Photos: Mark Zammit CordinaPhotos: Mark Zammit Cordina

For once, a 13-storey tower crane standing in a field in Qormi is not the harbinger of some massive development to come.

Rather, looming above the St George’s Fireworks Factory ahead of a much-anticipated pyrotechnics display this weekend, the crane is part of the latest innovative trend making fireworks shows bigger and bolder than ever before.

Some 20 people have laboured for months on the structure, which the organising team have dubbed the ‘Tower of Diamonds’. Roughly 2,500 igniters have been loaded on to the tower, and when they all go off, the team promises, the result will be worth all the effort.
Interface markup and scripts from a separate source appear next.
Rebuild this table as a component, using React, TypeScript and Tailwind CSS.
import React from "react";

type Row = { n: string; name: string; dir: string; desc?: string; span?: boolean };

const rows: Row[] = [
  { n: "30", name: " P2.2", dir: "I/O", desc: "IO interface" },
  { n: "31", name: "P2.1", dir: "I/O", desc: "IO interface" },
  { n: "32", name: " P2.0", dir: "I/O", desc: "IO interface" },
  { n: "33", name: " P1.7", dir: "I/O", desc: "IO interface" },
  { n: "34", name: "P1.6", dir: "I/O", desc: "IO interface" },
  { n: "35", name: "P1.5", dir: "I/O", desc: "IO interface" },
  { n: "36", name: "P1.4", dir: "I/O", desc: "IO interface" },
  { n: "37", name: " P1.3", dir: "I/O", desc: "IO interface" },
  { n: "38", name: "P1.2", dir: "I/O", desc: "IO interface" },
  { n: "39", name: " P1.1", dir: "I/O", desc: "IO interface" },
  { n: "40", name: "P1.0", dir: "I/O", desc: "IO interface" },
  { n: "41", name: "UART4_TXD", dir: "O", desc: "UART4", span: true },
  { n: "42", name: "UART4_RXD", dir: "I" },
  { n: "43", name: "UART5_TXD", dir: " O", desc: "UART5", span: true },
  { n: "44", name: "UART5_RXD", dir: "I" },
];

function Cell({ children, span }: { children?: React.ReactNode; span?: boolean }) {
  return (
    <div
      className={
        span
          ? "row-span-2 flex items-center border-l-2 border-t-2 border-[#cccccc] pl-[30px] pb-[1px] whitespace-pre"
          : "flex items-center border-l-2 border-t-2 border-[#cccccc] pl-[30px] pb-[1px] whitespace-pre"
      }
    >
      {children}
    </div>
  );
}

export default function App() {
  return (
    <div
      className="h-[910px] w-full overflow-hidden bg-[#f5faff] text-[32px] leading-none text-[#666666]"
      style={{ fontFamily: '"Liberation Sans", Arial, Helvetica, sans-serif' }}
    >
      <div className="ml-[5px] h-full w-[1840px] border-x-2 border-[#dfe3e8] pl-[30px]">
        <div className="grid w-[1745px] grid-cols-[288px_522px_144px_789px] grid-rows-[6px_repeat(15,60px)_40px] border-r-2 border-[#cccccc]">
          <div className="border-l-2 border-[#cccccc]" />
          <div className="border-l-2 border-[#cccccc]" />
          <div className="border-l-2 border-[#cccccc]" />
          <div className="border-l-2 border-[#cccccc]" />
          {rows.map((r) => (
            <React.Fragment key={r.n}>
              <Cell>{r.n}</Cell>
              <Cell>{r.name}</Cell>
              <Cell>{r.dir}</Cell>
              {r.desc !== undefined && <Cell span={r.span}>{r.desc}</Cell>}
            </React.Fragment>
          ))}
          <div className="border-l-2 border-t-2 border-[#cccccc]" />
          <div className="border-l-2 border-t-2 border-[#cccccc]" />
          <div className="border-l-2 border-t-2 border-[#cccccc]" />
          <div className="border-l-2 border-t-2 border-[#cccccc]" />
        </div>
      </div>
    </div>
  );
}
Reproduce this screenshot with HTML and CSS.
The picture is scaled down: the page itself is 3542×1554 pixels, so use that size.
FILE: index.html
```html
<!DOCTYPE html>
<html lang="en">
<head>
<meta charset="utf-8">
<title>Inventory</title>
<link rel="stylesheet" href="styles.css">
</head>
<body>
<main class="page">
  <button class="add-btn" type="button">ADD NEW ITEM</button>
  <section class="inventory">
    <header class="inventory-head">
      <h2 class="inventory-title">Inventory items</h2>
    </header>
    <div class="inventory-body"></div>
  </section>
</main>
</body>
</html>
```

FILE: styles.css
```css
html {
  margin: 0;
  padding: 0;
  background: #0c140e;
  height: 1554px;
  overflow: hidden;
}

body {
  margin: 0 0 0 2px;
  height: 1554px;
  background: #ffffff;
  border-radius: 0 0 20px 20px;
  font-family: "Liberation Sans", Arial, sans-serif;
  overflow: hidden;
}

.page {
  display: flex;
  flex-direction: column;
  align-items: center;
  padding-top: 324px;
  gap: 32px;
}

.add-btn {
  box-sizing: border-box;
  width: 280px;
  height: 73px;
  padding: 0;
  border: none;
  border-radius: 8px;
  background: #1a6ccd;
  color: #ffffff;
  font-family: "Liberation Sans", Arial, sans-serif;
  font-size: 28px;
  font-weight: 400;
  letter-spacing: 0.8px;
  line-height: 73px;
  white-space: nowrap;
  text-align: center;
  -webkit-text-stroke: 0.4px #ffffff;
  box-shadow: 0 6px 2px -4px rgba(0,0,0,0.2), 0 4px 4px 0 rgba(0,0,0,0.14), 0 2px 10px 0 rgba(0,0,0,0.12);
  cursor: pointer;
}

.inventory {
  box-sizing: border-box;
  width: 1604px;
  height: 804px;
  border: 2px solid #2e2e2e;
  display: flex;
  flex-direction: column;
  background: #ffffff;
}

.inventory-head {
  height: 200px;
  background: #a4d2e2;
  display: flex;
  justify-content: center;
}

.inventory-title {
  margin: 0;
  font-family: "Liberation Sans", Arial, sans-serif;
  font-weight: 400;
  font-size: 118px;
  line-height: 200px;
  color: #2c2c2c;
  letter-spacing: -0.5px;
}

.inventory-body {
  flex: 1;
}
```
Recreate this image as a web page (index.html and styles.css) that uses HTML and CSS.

“This is something innovative for Qormi,” Jason Busuttil, a member of the April 23 Pyrotechnics Society, told the Times of Malta. “It was a big challenge, nearly a year of hard work for everyone involved. We’ve seen a simulation and we know it’s going to be a spectacular part of the show.”

This weekend’s show, which is part of celebrations for the feast of St George, will be only the third time Malta has seen this sort of towering vertical display, which the team considers the cherry on the cake of a show that has got bigger every year.

The society itself also continues to see an increasing number of members, all volunteers, even as it celebrates 90 years since its establishment. “More people see our shows every year and want to get involved; we hope it can keep growing in future,” said Justin Cauchi, who has been part of the society for 12 years and still considers himself “one of the young ones”.

As others toiled away in the midday sun putting the finishing touches on the fireworks for this weekend’s display, touching up wiring and taking notes on the performance of the petards in the noon ‘salute’, Mr Cauchi also mused on the changes he’s seen in the passion-driven hobby over time.

“It was a lot more dangerous in the past: you had to be very close to the fireworks and light them by hand,” he said.

“Today everything is computerised: you can add in different types of pyrotechnics and synchronise everything with music. It’s a lot safer and a lot grander as well.”